> _Provided data_
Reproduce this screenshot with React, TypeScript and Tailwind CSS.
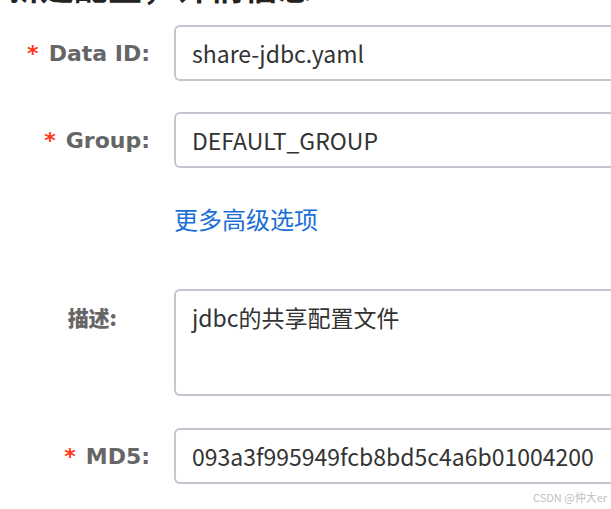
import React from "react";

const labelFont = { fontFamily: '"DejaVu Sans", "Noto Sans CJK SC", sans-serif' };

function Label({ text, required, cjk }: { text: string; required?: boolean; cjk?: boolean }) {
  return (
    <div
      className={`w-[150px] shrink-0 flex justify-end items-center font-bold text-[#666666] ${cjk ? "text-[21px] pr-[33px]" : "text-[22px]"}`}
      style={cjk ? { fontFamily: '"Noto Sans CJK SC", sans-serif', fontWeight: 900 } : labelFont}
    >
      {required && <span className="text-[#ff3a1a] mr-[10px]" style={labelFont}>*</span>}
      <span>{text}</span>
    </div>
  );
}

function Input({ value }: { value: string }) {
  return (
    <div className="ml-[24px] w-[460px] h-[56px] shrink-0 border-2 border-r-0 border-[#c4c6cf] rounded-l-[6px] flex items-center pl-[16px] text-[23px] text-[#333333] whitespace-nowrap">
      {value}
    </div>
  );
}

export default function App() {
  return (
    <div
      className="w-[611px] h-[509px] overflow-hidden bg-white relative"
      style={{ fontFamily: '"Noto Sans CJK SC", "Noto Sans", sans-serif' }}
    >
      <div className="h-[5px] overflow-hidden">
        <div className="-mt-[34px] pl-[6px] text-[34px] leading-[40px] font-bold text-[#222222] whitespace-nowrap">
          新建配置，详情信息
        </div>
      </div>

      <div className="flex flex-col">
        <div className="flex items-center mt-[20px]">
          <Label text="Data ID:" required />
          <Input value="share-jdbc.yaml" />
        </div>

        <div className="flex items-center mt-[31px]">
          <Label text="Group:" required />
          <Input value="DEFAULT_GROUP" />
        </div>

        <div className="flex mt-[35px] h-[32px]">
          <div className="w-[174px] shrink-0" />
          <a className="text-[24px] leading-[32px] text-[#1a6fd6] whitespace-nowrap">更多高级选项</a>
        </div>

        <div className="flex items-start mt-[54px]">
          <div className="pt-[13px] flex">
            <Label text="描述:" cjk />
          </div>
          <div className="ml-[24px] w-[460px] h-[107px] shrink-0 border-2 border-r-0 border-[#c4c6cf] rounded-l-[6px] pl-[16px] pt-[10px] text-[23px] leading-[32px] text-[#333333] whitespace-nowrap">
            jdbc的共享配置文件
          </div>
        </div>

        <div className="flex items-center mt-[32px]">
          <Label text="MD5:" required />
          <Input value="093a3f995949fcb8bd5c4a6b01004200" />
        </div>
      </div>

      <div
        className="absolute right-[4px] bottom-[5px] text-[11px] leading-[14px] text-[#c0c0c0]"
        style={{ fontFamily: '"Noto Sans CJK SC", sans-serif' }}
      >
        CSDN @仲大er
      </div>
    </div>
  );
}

> _Set problem_
Retype the listing exactly. Pictures do not belong in the copy.

> _Answer for the task_
Reproduce this screenshot with React, TypeScript and Tailwind CSS.
import React from "react";

const labelFont = { fontFamily: '"DejaVu Sans", "Noto Sans CJK SC", sans-serif' };

function Label({ text, required, cjk }: { text: string; required?: boolean; cjk?: boolean }) {
  return (
    <div
      className={`w-[150px] shrink-0 flex justify-end items-center font-bold text-[#666666] ${cjk ? "text-[21px] pr-[33px]" : "text-[22px]"}`}
      style={cjk ? { fontFamily: '"Noto Sans CJK SC", sans-serif', fontWeight: 900 } : labelFont}
    >
      {required && <span className="text-[#ff3a1a] mr-[10px]" style={labelFont}>*</span>}
      <span>{text}</span>
    </div>
  );
}

function Input({ value }: { value: string }) {
  return (
    <div className="ml-[24px] w-[460px] h-[56px] shrink-0 border-2 border-r-0 border-[#c4c6cf] rounded-l-[6px] flex items-center pl-[16px] text-[23px] text-[#333333] whitespace-nowrap">
      {value}
    </div>
  );
}

export default function App() {
  return (
    <div
      className="w-[611px] h-[509px] overflow-hidden bg-white relative"
      style={{ fontFamily: '"Noto Sans CJK SC", "Noto Sans", sans-serif' }}
    >
      <div className="h-[5px] overflow-hidden">
        <div className="-mt-[34px] pl-[6px] text-[34px] leading-[40px] font-bold text-[#222222] whitespace-nowrap">
          新建配置，详情信息
        </div>
      </div>

      <div className="flex flex-col">
        <div className="flex items-center mt-[20px]">
          <Label text="Data ID:" required />
          <Input value="share-jdbc.yaml" />
        </div>

        <div className="flex items-center mt-[31px]">
          <Label text="Group:" required />
          <Input value="DEFAULT_GROUP" />
        </div>

        <div className="flex mt-[35px] h-[32px]">
          <div className="w-[174px] shrink-0" />
          <a className="text-[24px] leading-[32px] text-[#1a6fd6] whitespace-nowrap">更多高级选项</a>
        </div>

        <div className="flex items-start mt-[54px]">
          <div className="pt-[13px] flex">
            <Label text="描述:" cjk />
          </div>
          <div className="ml-[24px] w-[460px] h-[107px] shrink-0 border-2 border-r-0 border-[#c4c6cf] rounded-l-[6px] pl-[16px] pt-[10px] text-[23px] leading-[32px] text-[#333333] whitespace-nowrap">
            jdbc的共享配置文件
          </div>
        </div>

        <div className="flex items-center mt-[32px]">
          <Label text="MD5:" required />
          <Input value="093a3f995949fcb8bd5c4a6b01004200" />
        </div>
      </div>

      <div
        className="absolute right-[4px] bottom-[5px] text-[11px] leading-[14px] text-[#c0c0c0]"
        style={{ fontFamily: '"Noto Sans CJK SC", sans-serif' }}
      >
        CSDN @仲大er
      </div>
    </div>
  );
}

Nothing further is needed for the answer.